* [Written request]: Copy each line below in which the word "index" occurs.

* [Given material]:
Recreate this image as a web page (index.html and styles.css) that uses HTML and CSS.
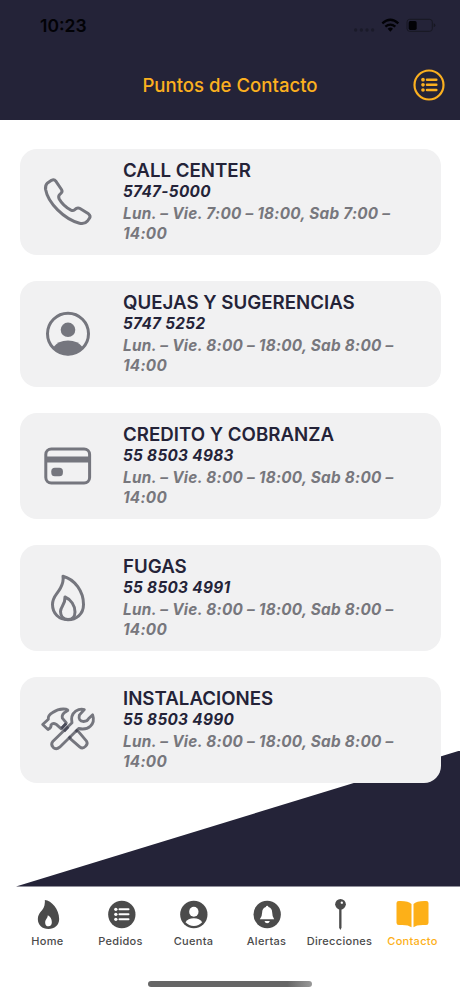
FILE: index.html
```html
<!DOCTYPE html>
<html lang="es">
<head>
    <meta charset="UTF-8">
    <meta name="viewport" content="width=device-width, initial-scale=1.0">
    <title>Puntos de Contacto</title>
    <link rel="stylesheet" href="styles.css">
</head>
<body>

    <header class="header">
        <div class="status-bar">
            <span class="time">10:23</span>
            <svg class="status-icons" viewBox="370 45 252 60">
                <g fill="#1a1a29">
                    <circle cx="378" cy="90" r="5"/><circle cx="395" cy="90" r="5"/>
                    <circle cx="412" cy="90" r="5"/><circle cx="429" cy="90" r="5"/>
                </g>
                <g fill="none" stroke="#020206" stroke-width="7">
                    <path d="M458 70Q482 49 506 70"/>
                    <path d="M467 80Q482 68 497 80"/>
                </g>
                <path d="M474 86Q482 79 490 86L482 95Z" fill="#020206"/>
                <rect x="532" y="58" width="76" height="36" rx="8" fill="none" stroke="#171722" stroke-width="3"/>
                <rect x="537" y="63" width="24" height="27" rx="5" fill="#020206"/>
                <path d="M612 70q5 1 5 6t-5 6z" fill="#171722"/>
            </svg>
        </div>
        <div class="title-bar">
            <h1>Puntos de Contacto</h1>
            <svg class="menu-icon" viewBox="547 207 96 96">
                <circle cx="595" cy="255" r="43.500" fill="none" stroke="#fbb01f" stroke-width="6.500"/>
                <g fill="#fbb01f">
                    <circle cx="577" cy="239" r="5.500"/><circle cx="577" cy="254.500" r="5.500"/><circle cx="577" cy="270" r="5.500"/>
                </g>
                <path d="M589 239H617M589 254.500H617M589 270H617" stroke="#fbb01f" stroke-width="7.500" stroke-linecap="round"/>
            </svg>
        </div>
    </header>

    <main class="contacts">
        <div class="card">
            <svg class="card-icon" viewBox="0 0 60 60">
                <path d="M9.200 11.200L13.500 8.300Q16.200 7 17.800 9.200L23.500 17.500Q24.800 19.500 23 21.300L21.500 22.800Q20 24.500 21.200 27C24 32 28.500 35.800 33 38.100Q35 39 36.500 37.800L38.200 36.500Q40 35.300 42 36.500L50.500 41.800Q53 43.800 51.500 46.200L49.500 49Q46.500 52.500 41.500 51.200C26 47 10 31 7.600 17.500Q7 13.500 9.200 11.200Z"/>
            </svg>
            <div class="card-text">
                <h2>CALL CENTER</h2>
                <p class="phone">5747-5000</p>
                <p class="hours">Lun. – Vie. 7:00 – 18:00, Sab 7:00 – 14:00</p>
            </div>
        </div>

        <div class="card">
            <svg class="card-icon" viewBox="0 0 60 60">
                <circle cx="30" cy="29.800" r="20.500"/>
                <circle class="solid" cx="30" cy="25.800" r="7.300"/>
                <path class="solid" d="M15 43.500Q20 36.500 30 36.500T45 43.500Q39 51.200 30 51.200T15 43.500Z"/>
            </svg>
            <div class="card-text">
                <h2>QUEJAS Y SUGERENCIAS</h2>
                <p class="phone">5747 5252</p>
                <p class="hours">Lun. – Vie. 8:00 – 18:00, Sab 8:00 – 14:00</p>
            </div>
        </div>

        <div class="card">
            <svg class="card-icon" viewBox="0 0 60 60">
                <rect x="7.800" y="12.900" width="43.800" height="34.100" rx="5.500"/>
                <rect class="solid" x="7" y="20.500" width="45.500" height="6"/>
                <rect class="solid" x="13.300" y="31.800" width="11.600" height="8.400" rx="3.500"/>
            </svg>
            <div class="card-text">
                <h2>CREDITO Y COBRANZA</h2>
                <p class="phone">55 8503 4983</p>
                <p class="hours">Lun. – Vie. 8:00 – 18:00, Sab 8:00 – 14:00</p>
            </div>
        </div>

        <div class="card">
            <svg class="card-icon" viewBox="0 0 60 60">
                <path d="M25 8.300C37 11.500 45.500 23.500 45.500 36.500C45.500 46.500 38 51.700 30 51.700C21 51.700 14.500 45.500 14.500 36.500C14.500 28.500 19 26.500 22.500 20C25 15.500 25.500 11.500 25 8.300Z"/>
                <path d="M27 29C33 31.500 37 37.500 37 44C37 48.500 34 51.500 30 51.500C25.500 51.500 22.500 48.500 22.500 43.500C22.500 38.500 27.500 36.500 27 29Z"/>
            </svg>
            <div class="card-text">
                <h2>FUGAS</h2>
                <p class="phone">55 8503 4991</p>
                <p class="hours">Lun. – Vie. 8:00 – 18:00, Sab 8:00 – 14:00</p>
            </div>
        </div>

        <div class="card">
            <svg class="card-icon tools" viewBox="6 -1.500 180 180">
                <path d="M20 72L37 56Q35 45 50 36Q68 23 90 26Q101 29 91 33Q76 40 79 53L91 67L76 85L60 71Q51 66 45 73Q47 81 36 87Z"/>
                <path d="M123 88L151 121Q157 130 149 137Q140 147 131 139L100 112"/>
                <path d="M51 122L108 67Q103 44 119 32Q132 23 145 27L130 44Q126 62 143 63Q154 63 158 54L170 43Q177 64 163 77Q150 89 128 84L71 140Q60 149 51 140Q43 131 51 122Z"/>
                <path class="dark" d="M76 84L91 69M84 92L97 79M98 108L104 114M119 88L125 94"/>
            </svg>
            <div class="card-text">
                <h2>INSTALACIONES</h2>
                <p class="phone">55 8503 4990</p>
                <p class="hours">Lun. – Vie. 8:00 – 18:00, Sab 8:00 – 14:00</p>
            </div>
        </div>
    </main>

    <footer class="footer">
        <nav class="tabs">
            <a class="tab">
                <svg viewBox="88.500 66 108 108">
                    <path fill-rule="evenodd" d="M133 75C153 77 176 102 176 132C176 151 162 162 144 162C125 162 112 150 112 132C112 113 128 108 132 91Q134 82 133 75ZM142 121C141 132 134 133 134 143C134 150 138 154 144 154C150 154 154 150 154 142C154 132 150 125 142 121Z"/>
                </svg>
                <span>Home</span>
            </a>
            <a class="tab">
                <svg viewBox="307.500 66 108 108">
                    <circle cx="364" cy="118.500" r="41"/>
                    <g fill="#fff"><circle cx="346" cy="103" r="5"/><circle cx="346" cy="118" r="5"/><circle cx="346" cy="133" r="5"/></g>
                    <path d="M357 103H384M357 118H384M357 133H384" stroke="#fff" stroke-width="6" stroke-linecap="round"/>
                </svg>
                <span>Pedidos</span>
            </a>
            <a class="tab">
                <svg viewBox="526.500 66 108 108">
                    <circle cx="580" cy="118.500" r="41"/>
                    <ellipse cx="580" cy="110" rx="14" ry="15" fill="#fff"/>
                    <path d="M555 142Q562 130 580 130T605 142Q595 153 580 153T555 142Z" fill="#fff"/>
                </svg>
                <span>Cuenta</span>
            </a>
            <a class="tab">
                <svg viewBox="55.500 66 108 108">
                    <circle cx="110" cy="118.500" r="41"/>
                    <path d="M110 92Q113 92 114 96Q125 100 125 112Q125 125 131 133H88Q95 125 95 112Q95 100 106 96Q107 92 110 92ZM102 138H118Q116 145 110 145T102 138Z" fill="#fff"/>
                </svg>
                <span>Alertas</span>
            </a>
            <a class="tab">
                <svg viewBox="274.500 66 108 108">
                    <circle cx="330" cy="88" r="16"/>
                    <circle cx="334" cy="83" r="3.500" fill="#fff"/>
                    <path d="M326 101H333V158L329.500 165L326 158Z"/>
                </svg>
                <span>Direcciones</span>
            </a>
            <a class="tab active">
                <svg viewBox="493.500 66 108 108">
                    <path d="M543 157Q533 148 505 150Q498 150 498 143V84Q498 78 505 78Q534 77 543 87ZM549 157Q558 148 587 150Q594 150 594 143V84Q594 78 587 78Q558 77 549 87Z"/>
                </svg>
                <span>Contacto</span>
            </a>
        </nav>
        <div class="home-indicator"></div>
    </footer>

</body>
</html>
```
FILE: styles.css
```css
* {
    box-sizing: border-box;
}

body {
    display: flex;
    flex-direction: column;
    height: 996px;
    margin: 0;
    overflow: hidden;
    background: #fff;
    color: #242338;
    font-family: Inter, sans-serif;
}

h1, h2, p {
    margin: 0;
}

svg {
    display: block;
    flex: none;
}

.header {
    height: 120px;
    background: #242338;
}

.status-bar {
    display: flex;
    align-items: center;
    justify-content: space-between;
    height: 50px;
    padding: 0 22.700px 0 40px;
}

.time {
    padding-top: 2px;
    color: #020206;
    font-size: 17.500px;
    font-weight: 600;
    line-height: 50px;
}

.status-icons {
    width: 84px;
    height: 20px;
}

.title-bar {
    display: flex;
    align-items: center;
    height: 70px;
    padding: 0 15.500px 0 47.500px;
}

.title-bar h1 {
    flex: 1;
    color: #fbb01f;
    font-size: 18.600px;
    font-weight: 550;
    line-height: 22px;
    text-align: center;
}

.menu-icon {
    width: 32px;
    height: 32px;
}

.contacts {
    position: relative;
    display: flex;
    flex-direction: column;
    gap: 26px;
    height: 766.500px;
    padding: 28.500px 19.500px 0 19.500px;
}

/* diagonal shape behind the cards */
.contacts::before {
    content: "";
    position: absolute;
    z-index: -1;
    right: 0;
    bottom: 0;
    width: 444px;
    height: 136px;
    background: #242338;
    clip-path: polygon(0 100%, 100% 0, 100% 100%);
}

.card {
    display: flex;
    align-items: center;
    height: 106px;
    padding-left: 18.500px;
    border-radius: 17px;
    background: #f1f1f2;
}

.card-icon {
    width: 60px;
    height: 60px;
    fill: none;
    stroke: #75767e;
    stroke-width: 3;
    stroke-linejoin: round;
}

.card-icon .solid {
    fill: #75767e;
    stroke: none;
}

.tools {
    stroke-width: 8.500;
}

.tools .dark {
    stroke: #4b4c5a;
}

.card-text {
    width: 290px;
    margin-left: 25px;
    padding-top: 1px;
}

.card-text h2 {
    font-size: 18.700px;
    font-weight: 600;
    line-height: 22px;
}

.phone {
    font-size: 15.300px;
    font-style: italic;
    font-weight: 700;
    letter-spacing: 0.320px;
    line-height: 20px;
}

.hours {
    margin-top: 2px;
    color: #77777d;
    font-size: 15.300px;
    font-style: italic;
    font-weight: 650;
    letter-spacing: 0.270px;
    line-height: 20px;
}

.footer {
    flex: 1;
    background: #fff;
}

.tabs {
    display: flex;
    padding: 10px 11px 0 11px;
}

.tab {
    display: flex;
    flex: 1 1 0;
    flex-direction: column;
    align-items: center;
    min-width: 0;
    color: #4b4b4b;
    font-size: 11px;
    font-weight: 450;
    letter-spacing: 0.300px;
    line-height: 14px;
}

.tab svg {
    width: 36px;
    height: 36px;
    fill: currentColor;
}

.tab span {
    margin-top: 1px;
}

.tab.active {
    color: #fdb018;
}

.home-indicator {
    width: 164px;
    height: 6px;
    margin: 33px auto 0 auto;
    border-radius: 3px;
    background: linear-gradient(to right, #666 85%, #999);
}
```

* [Answer for this exercise]:
Recreate this image as a web page (index.html and styles.css) that uses HTML and CSS.
FILE: index.html
    z-index: -1;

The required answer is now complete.